Citer les Anciens à la Renaissance. La citation et la fabrique de l’Antiquité dans les éditions des textes classiques. Analyse et exploration numérique
24-25 avril 2023 – Université Jean Moulin Lyon III
ANR « IThAC » L’invention du théâtre antique / HiSoMA UMR 5189 Axe B Cultures anciennes et temporalités
Citer les Anciens à la Renaissance
La citation et la fabrique de l’Antiquité dans les éditions des textes classiques
Analyse et exploration numérique
La fin du XVe siècle voit paraître l’édition princeps de nombreux auteurs anciens, grecs et latins. Avec la naissance de l’imprimé, la place dévolue aux paratextes rédigés par les éditeurs et commentateurs augmente considérablement : or les épîtres dédicatoires, arguments, prolégomènes, préfaces, adresses au lecteur, traités ou commentaires que les humanistes intègrent à leurs éditions sont émaillés de références aux auteurs antiques.
Dans ce réseau de références, la pratique de la citation et ses déclinaisons tiennent une place de choix. Le recours à la parole des Anciens contribue par exemple à consacrer des terminologies et des catégories visant à la pleine compréhension des œuvres antiques : Canter mobilise largement les dénominations d’Héphestion pour étudier la métrique et la composition des tragédies grecques ; Camerarius cite Cicéron (CM. 22) pour appuyer sa lecture biographique de l’Œdipe à Colone ; Estienne convoque Virgile (En. 4.539) pour exprimer sa gratitude à Antoine de la Faye. Plus encore, au moment où l’imprimé permet une diffusion large des écrits, la pratique de la citation contribue à l’« invention » non seulement de l’auteur que l’on édite, mais aussi de l’auteur cité.
Notre colloque se situe à la croisée des travaux sur les pratiques citationnelles et sur la référence aux Anciens à la Renaissance.
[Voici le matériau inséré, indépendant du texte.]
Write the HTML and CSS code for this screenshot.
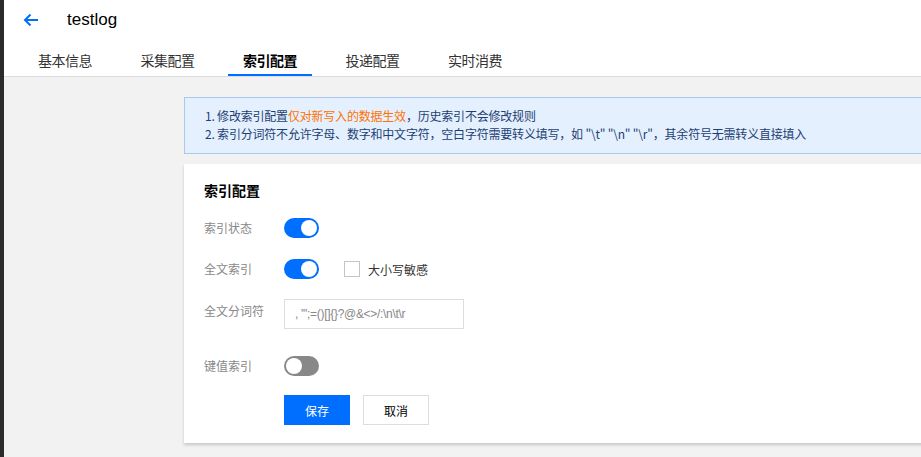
FILE: index.html
```html
<!DOCTYPE html>
<html lang="zh-CN">
<head>
<meta charset="utf-8">
<title>testlog</title>
<link rel="stylesheet" href="styles.css">
</head>
<body>
<div class="shell">
  <div class="edge"></div>
  <div class="main">
    <header class="header">
      <div class="title-row">
        <svg class="back" width="16" height="14" viewBox="0 0 16 14"><path d="M15 7H2M7.5 1.5L2 7l5.5 5.5" fill="none" stroke="#006eff" stroke-width="2"/></svg>
        <span class="title">testlog</span>
      </div>
      <nav class="tabs">
        <span class="tab">基本信息</span>
        <span class="tab">采集配置</span>
        <span class="tab active">索引配置</span>
        <span class="tab">投递配置</span>
        <span class="tab">实时消费</span>
      </nav>
    </header>
    <section class="content">
      <div class="notice">
        <p>1. 修改索引配置<span class="warn">仅对新写入的数据生效</span>，历史索引不会修改规则</p>
        <p>2. 索引分词符不允许字母、数字和中文字符，空白字符需要转义填写，如 "\t" "\n" "\r"，其余符号无需转义直接填入</p>
      </div>
      <div class="card">
        <h3 class="card-title">索引配置</h3>
        <div class="row r1">
          <span class="label">索引状态</span>
          <span class="switch on"><span class="knob"></span></span>
        </div>
        <div class="row r2">
          <span class="label">全文索引</span>
          <span class="switch on"><span class="knob"></span></span>
          <span class="check"><span class="box"></span>大小写敏感</span>
        </div>
        <div class="row r3">
          <span class="label">全文分词符</span>
          <span class="input">, '";=()[]{}?@&amp;&lt;&gt;/:\n\t\r</span>
        </div>
        <div class="row r4">
          <span class="label">键值索引</span>
          <span class="switch off"><span class="knob"></span></span>
        </div>
        <div class="row r5">
          <span class="label"></span>
          <button class="btn primary">保存</button>
          <button class="btn">取消</button>
        </div>
      </div>
    </section>
  </div>
</div>
</body>
</html>
```

FILE: styles.css
```css
html, body {
  margin: 0;
  padding: 0;
  height: 100%;
  overflow: hidden;
}
body {
  font-family: "Noto Sans CJK SC", "Liberation Sans", sans-serif;
  font-size: 12px;
  color: #000;
  background: #f2f2f2;
}
.shell {
  display: flex;
  height: 100%;
}
.edge {
  width: 4px;
  flex: none;
  background: #2b2b2b;
}
.main {
  flex: 1;
  min-width: 0;
  display: flex;
  flex-direction: column;
}
.header {
  background: #fff;
  border-bottom: 1px solid #dddddd;
}
.title-row {
  height: 40px;
  display: flex;
  align-items: center;
  padding-left: 19px;
}
.back {
  display: block;
}
.title {
  margin-left: 28px;
  font-family: "Liberation Sans", Arial, sans-serif;
  font-size: 17px;
  color: #000;
}
.tabs {
  display: flex;
  padding-left: 19px;
  height: 36px;
}
.tab {
  padding: 10px 15px 4px;
  margin-right: 18.5px;
  font-size: 14px;
  line-height: 20px;
  letter-spacing: -0.5px;
  color: #333;
  border-bottom: 2px solid transparent;
}
.tab.active {
  color: #000;
  font-weight: bold;
  border-bottom-color: #006eff;
}
.content {
  padding: 20px 0 0 180px;
}
.notice {
  margin-right: -40px;
  background: #e5f0ff;
  border: 1px solid #a9c8ef;
  padding: 9px 20px 10px;
  color: #1d3f72;
  line-height: 18px;
  letter-spacing: -0.2px;
}
.notice p {
  margin: 0;
}
.warn {
  color: #ff7200;
}
.card {
  margin-top: 10px;
  margin-right: -40px;
  background: #fff;
  box-shadow: 0 2px 3px rgba(0, 0, 0, 0.18);
  padding: 16px 20px 20px;
  height: 279px;
  box-sizing: border-box;
}
.card-title {
  margin: 0;
  font-size: 14px;
  line-height: 20px;
  font-weight: bold;
}
.row {
  display: flex;
  align-items: center;
}
.r1 { margin-top: 18px; }
.r2 { margin-top: 21px; }
.r3 { margin-top: 20px; }
.r4 { margin-top: 27px; }
.r5 { margin-top: 19px; }
.label {
  width: 80px;
  flex: none;
  color: #888;
  line-height: 20px;
}
.r3 .label {
  align-self: flex-start;
  padding-top: 2px;
}
.switch {
  width: 35px;
  height: 20px;
  border-radius: 10px;
  box-sizing: border-box;
  padding: 2px;
  display: flex;
}
.switch.on {
  background: #006eff;
  justify-content: flex-end;
}
.switch.off {
  background: #888;
  justify-content: flex-start;
}
.knob {
  width: 16px;
  height: 16px;
  border-radius: 50%;
  background: #fff;
}
.check {
  display: flex;
  align-items: center;
  margin-left: 25px;
  color: #333;
}
.box {
  width: 16px;
  height: 16px;
  box-sizing: border-box;
  border: 1px solid #c5c5c5;
  background: #fff;
  margin-right: 8px;
}
.input {
  width: 180px;
  height: 30px;
  box-sizing: border-box;
  border: 1px solid #dddddd;
  padding: 0 10px;
  line-height: 28px;
  color: #888;
  font-family: "Liberation Sans", Arial, sans-serif;
  letter-spacing: -0.3px;
}
.btn {
  width: 66px;
  height: 30px;
  margin-right: 13px;
  border: 1px solid #dddddd;
  background: #fff;
  color: #000;
  font-family: "Noto Sans CJK SC", sans-serif;
  font-size: 12px;
  padding: 0;
}
.btn.primary {
  background: #006eff;
  border-color: #006eff;
  color: #fff;
}
```
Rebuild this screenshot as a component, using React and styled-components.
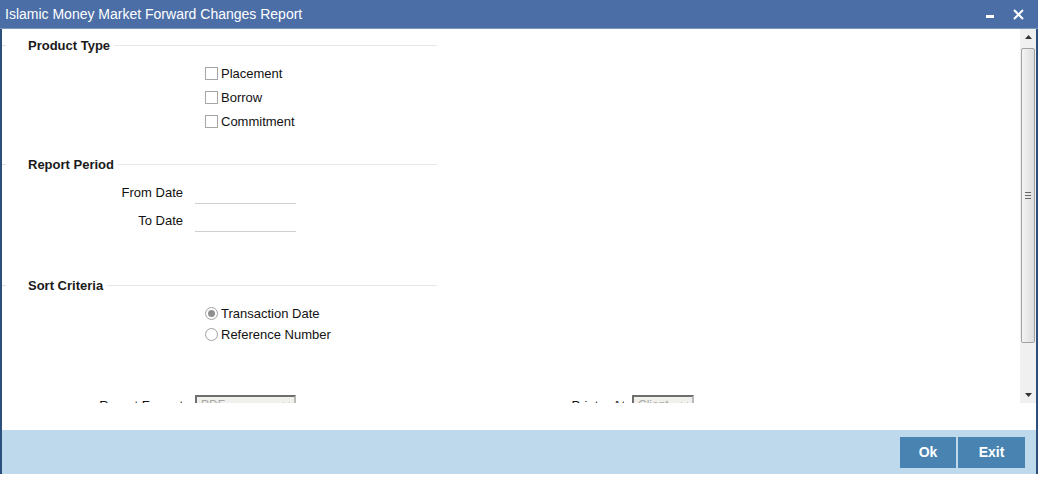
import React from "react";
import styled, { createGlobalStyle } from "styled-components";

const GlobalStyle = createGlobalStyle`
  html, body {
    margin: 0;
    padding: 0;
    background: #ffffff;
    font-family: "Liberation Sans", Arial, sans-serif;
  }
`;

const Window = styled.div`
  width: 1038px;
  height: 474px;
  box-sizing: border-box;
  border-left: 2px solid #2d4f7e;
  border-right: 2px solid #2d4f7e;
  display: flex;
  flex-direction: column;
  background: #ffffff;
`;

const TitleBar = styled.div`
  height: 28px;
  margin: 0 -2px;
  padding: 0 14px 0 5px;
  background: #4b6ea7;
  border-bottom: 1px solid #7f95b9;
  display: flex;
  align-items: center;
  justify-content: space-between;
  color: #ffffff;
  font-size: 14px;
`;

const TitleTools = styled.div`
  display: flex;
  align-items: center;
  gap: 19px;
`;

const Body = styled.div`
  height: 374px;
  display: flex;
  overflow: hidden;
`;

const Form = styled.div`
  flex: 1;
  padding-top: 8px;
  overflow: hidden;
`;

const SectionHead = styled.div`
  width: 435px;
  height: 16px;
  display: flex;
  align-items: center;
  margin-top: ${(p) => p.top}px;
  font-size: 13px;
  font-weight: bold;
  color: #1a1a1a;

  &::before {
    content: "";
    width: 4px;
    height: 1px;
    background: #e3e3e3;
    margin-right: 22px;
  }

  &::after {
    content: "";
    flex: 1;
    height: 1px;
    background: #e8e8e8;
    margin-left: 4px;
  }
`;

const OptionList = styled.div`
  margin-top: ${(p) => p.top}px;
  padding-left: 203px;
`;

const Option = styled.label`
  height: ${(p) => p.h}px;
  display: flex;
  align-items: center;
  gap: 3px;
  font-size: 13px;
  color: #111;
`;

const Box = styled.span`
  width: 11px;
  height: 11px;
  border: 1px solid #a6a6a6;
  background: #fff;
`;

const Radio = styled.span`
  width: 11px;
  height: 11px;
  border: 1px solid #a0a0a0;
  border-radius: 50%;
  background: #fff;
  display: flex;
  align-items: center;
  justify-content: center;

  &::after {
    content: "";
    display: ${(p) => (p.checked ? "block" : "none")};
    width: 7px;
    height: 7px;
    border-radius: 50%;
    background: #8f8f8f;
  }
`;

const FieldRow = styled.div`
  height: 28px;
  display: flex;
  align-items: center;
  margin-top: ${(p) => p.top || 0}px;
`;

const FieldLabel = styled.span`
  width: ${(p) => p.w || 181}px;
  text-align: right;
  font-size: 13px;
  color: #111;
`;

const DateInput = styled.div`
  width: 101px;
  height: 22px;
  margin-left: 12px;
  border-bottom: 1px solid #cfcfcf;
`;

const SelectRow = styled.div`
  height: 20px;
  display: flex;
  align-items: center;
  margin-top: 50px;
`;

const Select = styled.div`
  width: ${(p) => p.w}px;
  height: 20px;
  box-sizing: border-box;
  margin-left: ${(p) => p.gap}px;
  border: 2px solid #6e6e6e;
  border-right-color: #b9b9b9;
  background: #f1f0ec;
  display: flex;
  align-items: center;
  justify-content: space-between;
  padding: 0 3px 0 4px;
  font-size: 12px;
  color: #a8a8a8;
`;

const ScrollBar = styled.div`
  width: 16px;
  background: #f0f0f0;
  display: flex;
  flex-direction: column;
  align-items: center;
`;

const Arrow = styled.div`
  height: 16px;
  display: flex;
  align-items: center;
  justify-content: center;
`;

const Thumb = styled.div`
  width: 14px;
  height: 295px;
  margin-top: 3px;
  box-sizing: border-box;
  border: 1px solid #a2a2a2;
  border-radius: 2px;
  background: linear-gradient(to right, #f4f4f4, #dcdcdc);
  display: flex;
  align-items: center;
  justify-content: center;
`;

const Track = styled.div`
  flex: 1;
`;

const Spacer = styled.div`
  height: 27px;
`;

const Footer = styled.div`
  flex: 1;
  background: #bfd9ec;
  display: flex;
  justify-content: flex-end;
  align-items: center;
  gap: 2px;
  padding-right: 11px;
`;

const Button = styled.button`
  width: ${(p) => p.w}px;
  height: 31px;
  border: none;
  background: #4883b2;
  color: #ffffff;
  font-family: "Liberation Sans", Arial, sans-serif;
  font-size: 14px;
  font-weight: bold;
  padding: 0;
`;

const Chevron = () => (
  <svg width="9" height="6" viewBox="0 0 9 6">
    <path d="M1 1 L4.5 4.5 L8 1" stroke="#555" strokeWidth="1.4" fill="none" />
  </svg>
);

export default function App() {
  return (
    <>
      <GlobalStyle />
      <Window>
        <TitleBar>
          <span>Islamic Money Market Forward Changes Report</span>
          <TitleTools>
            <svg width="8" height="4" viewBox="0 0 8 4" style={{ marginTop: 6 }}>
              <rect width="8" height="3" fill="#fff" />
            </svg>
            <svg width="11" height="11" viewBox="0 0 11 11">
              <path d="M1 1 L10 10 M10 1 L1 10" stroke="#fff" strokeWidth="2" />
            </svg>
          </TitleTools>
        </TitleBar>
        <Body>
          <Form>
            <SectionHead top={0}>Product Type</SectionHead>
            <OptionList top={8}>
              <Option h={24}><Box />Placement</Option>
              <Option h={24}><Box />Borrow</Option>
              <Option h={24}><Box />Commitment</Option>
            </OptionList>

            <SectionHead top={23}>Report Period</SectionHead>
            <FieldRow top={6}>
              <FieldLabel>From Date</FieldLabel>
              <DateInput />
            </FieldRow>
            <FieldRow>
              <FieldLabel>To Date</FieldLabel>
              <DateInput />
            </FieldRow>

            <SectionHead top={43}>Sort Criteria</SectionHead>
            <OptionList top={10}>
              <Option h={21}><Radio checked />Transaction Date</Option>
              <Option h={21}><Radio />Reference Number</Option>
            </OptionList>

            <SelectRow>
              <FieldLabel>Report Format</FieldLabel>
              <Select w={101} gap={12}>PDF<Chevron /></Select>
              <FieldLabel w={329}>Printer At</FieldLabel>
              <Select w={62} gap={7}>Client<Chevron /></Select>
            </SelectRow>
          </Form>
          <ScrollBar>
            <Arrow>
              <svg width="7" height="4" viewBox="0 0 7 4">
                <path d="M0 4 L3.5 0 L7 4 Z" fill="#333" />
              </svg>
            </Arrow>
            <Thumb>
              <svg width="6" height="7" viewBox="0 0 6 7">
                <path d="M0 0.5 H6 M0 3.5 H6 M0 6.5 H6" stroke="#666" strokeWidth="1" />
              </svg>
            </Thumb>
            <Track />
            <Arrow>
              <svg width="7" height="4" viewBox="0 0 7 4">
                <path d="M0 0 L3.5 4 L7 0 Z" fill="#333" />
              </svg>
            </Arrow>
          </ScrollBar>
        </Body>
        <Spacer />
        <Footer>
          <Button w={56}>Ok</Button>
          <Button w={67}>Exit</Button>
        </Footer>
      </Window>
    </>
  );
}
Ainsi Darbo-Peschanki (2004) et Nicolas (2006) questionnent-ils les opérations et les effets des reprises d’énoncés dans des textes allant de l’épopée homérique à l’antiquité tardive : le premier volume explore notamment les cas limites de l’auctorialité fictive, du silence, de l’écho, de la répétition formulaire, de l’accumulation, de la paraphrase, des images, des effets subversifs de la reprise en dialogue, des paradoxes de la fidélité littérale ; le second approfondit les notions de « citation » et de « mention » et interroge leur ramification en travaillant sur des mentions connexes : apocryphe, falsification, plagiat, adaptation, montage… Des ouvrages récents ont interrogé l’utilisation et la réappropriation des autorités antiques dans la première modernité. Landfester (2016) a montré l’influence cruciale que la redécouverte, l'appropriation et le développement des réalisations des Anciens ont eue dans toutes les sphères de la culture des débuts de la modernité. Baker (2019) a notamment mis l'accent sur le rôle actif joué par les humanistes dans la construction d'une vision du passé et dans la transformation de cette vision, en appliquant notamment le concept de transformation aux textes de la Renaissance. Enfin, Morra (2019) a exploré la construction d'un canon littéraire dans l'Italie de la Renaissance en interrogeant les multiples réutilisations des autorités classiques pour déterminer la manière dont un canon littéraire ancien interagit avec l'envie de conférer une autorité similaire à certains auteurs postérieurs et contemporains. Tout récemment, le colloque « Parler avec les mots d’autrui : autour de la citation à la Renaissance » (CESR Tours) s’est penché sur le thème de la citation, de son usage, de sa rhétorique dans les différents champs de la culture de la Renaissance avec pour objectif de mettre en évidence les modalités de l’inclusion d’une réminiscence textuelle dans l’espace d’un autre texte, les enjeux, les méthodes et finalement le renouvellement du sens. Nous entendons nous placer dans la lignée de ces travaux collectifs, en nous concentrant cependant sur un corpus de textes peu étudié, les éditions humanistes de textes anciens.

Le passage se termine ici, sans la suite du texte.